Most of our time in school is dedicated to student learning and the celebration of student achievement, but each year, our school hosts an Art Exhibition for works created by the adult members of our community. If you choose to, you can allow your work to be sold by silent auction, with a portion of the proceeds going our Student Service Committee to support the work our students do within the local community. It’s a pretty good gig.
I created two pieces for this year’s exhibition, including this piece, “Seasonal”.
This is a collage of Instagram pics and other digital photographs that I took, sorted and layered with varying degrees of transparency. I didn’t know what to call this piece, as strictly speaking, the images don’t represent all of the seasons. But it does feel seasonal to me. Like passing time with a lot of motion with a few moments of clarity and the traces of something ephemeral–memories or ambitions–present over everything.
The second piece I exhibited is called “Crows”.
We live on the top floor of our apartment building, and one morning the crows were sitting on the roof there and taking the occasional flight about and around before returning to their perch on the roof. It gave me a chance to get some great shots against a neutral background. The images on the left and right are un-retouched, just as I shot them. The centre frame is a composite of several other shots.

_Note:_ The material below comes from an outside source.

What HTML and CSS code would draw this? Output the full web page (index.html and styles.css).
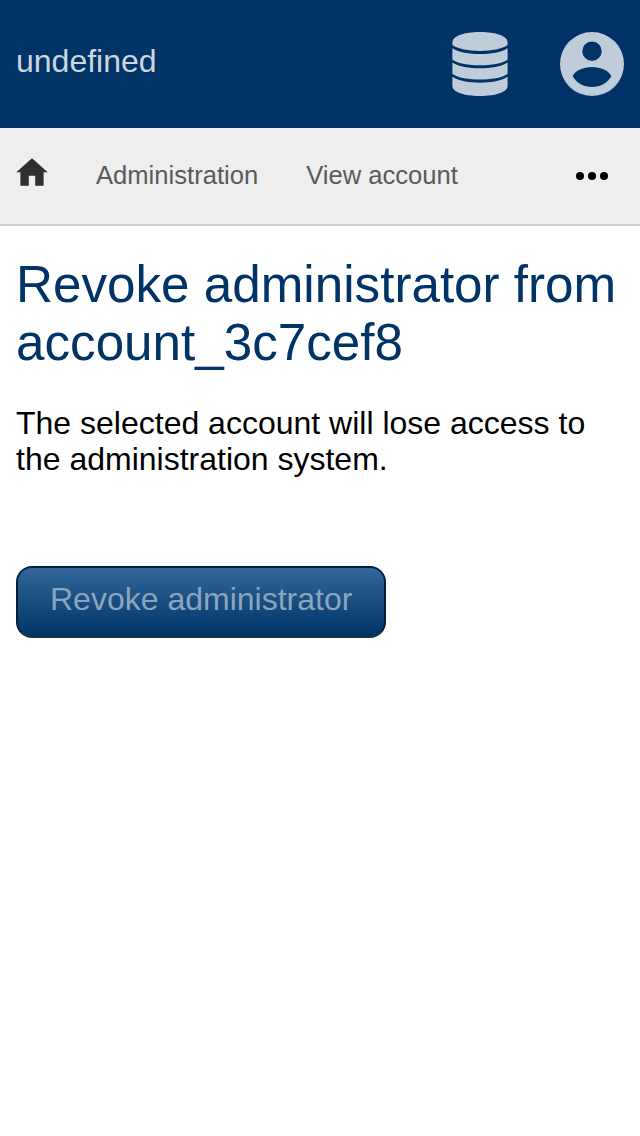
FILE: index.html
```html
<!DOCTYPE html>
<html lang="en">
<head>
<meta charset="utf-8">
<title>Revoke administrator</title>
<link rel="stylesheet" href="styles.css">
</head>
<body>
<header class="topbar">
  <span class="brand">undefined</span>
  <div class="topbar-actions">
    <svg class="icon-data" viewBox="0 0 64 64" aria-hidden="true">
      <path d="M4.400 10.500C4.400 4 16 0 32 0s27.600 4 27.600 10.500v2.500C54 17 44 18.900 32 18.900S10 17 4.400 13z"/>
      <path d="M4.400 16.200C11 20.500 21 22 32 22s21-1.500 27.600-5.800v11.500C54 31.500 43 33.200 32 33.200S10 31.500 4.400 27.700z"/>
      <path d="M4.400 30.500C11 34.800 21 36.300 32 36.300s21-1.500 27.600-5.800V42C54 45.800 43 47.600 32 47.600S10 45.800 4.400 42z"/>
      <path d="M4.400 44.800C11 49.100 21 50.700 32 50.700s21-1.600 27.600-5.900V54C59.600 60 48 64 32 64S4.400 60 4.400 54z"/>
    </svg>
    <svg class="icon-account" viewBox="0 0 64 64" aria-hidden="true">
      <path fill-rule="evenodd" d="M32 0a32 32 0 1 0 0 64a32 32 0 1 0 0-64zM32 9.500a9.700 9.700 0 1 1 0 19.400a9.700 9.700 0 1 1 0-19.400zM32 55C24 55 16.500 51 12.800 44.200C14.500 38.500 24 34.900 32 34.900S49.500 38.500 51.200 44.200C47.500 51 40 55 32 55z"/>
    </svg>
  </div>
</header>
<nav class="crumbs">
  <svg class="icon-home" viewBox="0 0 32 28" aria-hidden="true"><path d="M16 0.300L0.300 14.300h4.100v13.400h8.400V17.800h6.400v9.900h8.400V14.300h4.100z"/></svg>
  <span class="crumb">Administration</span>
  <span class="crumb">View account</span>
  <svg class="icon-more" viewBox="0 0 32 8" aria-hidden="true"><circle cx="4" cy="4" r="4"/><circle cx="16" cy="4" r="4"/><circle cx="28" cy="4" r="4"/></svg>
</nav>
<main class="content">
  <h1 class="title">Revoke administrator from account_3c7cef8</h1>
  <p class="message">The selected account will lose access to the administration system.</p>
  <button class="submit" disabled>Revoke administrator</button>
</main>
</body>
</html>
```
FILE: styles.css
```css
* { box-sizing: border-box; }
body {
  margin: 0;
  background: #fff;
  color: #000;
  font: 32px/36px "Liberation Sans", Arial, sans-serif;
}
.topbar {
  display: flex;
  align-items: center;
  justify-content: space-between;
  height: 128px;
  padding: 0 16px;
  background: #036;
}
.brand { padding-bottom: 6px; color: #ccd6dd; }
.topbar-actions { display: flex; gap: 48px; fill: #bfccd9; }
.icon-data, .icon-account { width: 64px; height: 64px; }
.crumbs {
  display: flex;
  align-items: center;
  height: 98px;
  padding: 0 32px 0 16px;
  border-bottom: 2px solid #ccc;
  background: #eee;
  color: #5a5a5a;
  font-size: 25.6px;
}
.icon-home { width: 32px; height: 28px; margin-bottom: 8px; fill: #2e2e2e; }
.crumb { margin-left: 48px; padding-bottom: 2px; }
.icon-more { width: 32px; height: 8px; margin-left: auto; }
.content { padding: 30px 16px; }
.title {
  margin: 0;
  color: #036;
  font-size: 51.2px;
  font-weight: 400;
  line-height: 58px;
}
.message { margin: 33px 0 89px; }
.submit {
  display: block;
  height: 72px;
  padding: 0 32px 7px;
  border: 2px solid #002040;
  border-bottom-color: #1a334d;
  border-radius: 16px;
  background: linear-gradient(#369, #036);
  color: #8ca5be;
  font: inherit;
}
```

I haven’t written anything for a very long time, but I had a sense that visually, these crows needed text to accompany them. Or typography, maybe. So I started thinking about words for crows and then words as crows and then a couple of days before the exhibition, I started to hear the poem and wrote it down.
Separately, the poem is this:
What Needs Out
there is a murder in each of us
a monochrome of misshapen
characters mutually aflutter and
cawing for water, for a bellyful,
for birth at every moment of their
age; each cry a loose cohesion
of shadows and the things they
mean in the swirl and science of
reasonable flight and what needs
out now: jubilation and despair
and yearning for and for;
they flap and gather, beaks agape
misunderstood scavengers hoarding
clever for later, a shiny thing for the
nest, to sparkle between the sticks
and tarry feathers, those points and
balms we settle our hollow bones
angularly over to press out
pollock-speckled eggs of heavy
slate-green and ink, each to crack
on arrival of another hungry word.
beaks agape they flap and gather
and flutter and caw, dark forms of
cacophony and unarticulated dreams
aspiring to the tidy murmuration of
precise elocution–pretty and
ephemeral–shaped, evaporated and
reformed on an invisible web of water
vapour and rising sighs.
hungry, the word-crows flap and
gather against themselves, beat out
their commotion and ego and corvid
noise, their murderous need of a
single melody, clear syntax and
conviction.
Most of the time, I write, take photographs and generally make art to please myself. Often, I don’t even get around to sharing it with anyone. That might sound self-indulgent, but I think art is only self-indulgent when it is made with indifference to (or contempt of) its audience, even if the audience is just you.
That said, in addition to expression, I think art is also communication. Sometimes it is nice to share your work with others and to have it land, to palpably feel the closing of that loop of communication and see that something you’ve sent out has been, in some way, received.
I love seeing what my colleagues present in this exhibition. And I’m grateful for the opportunity.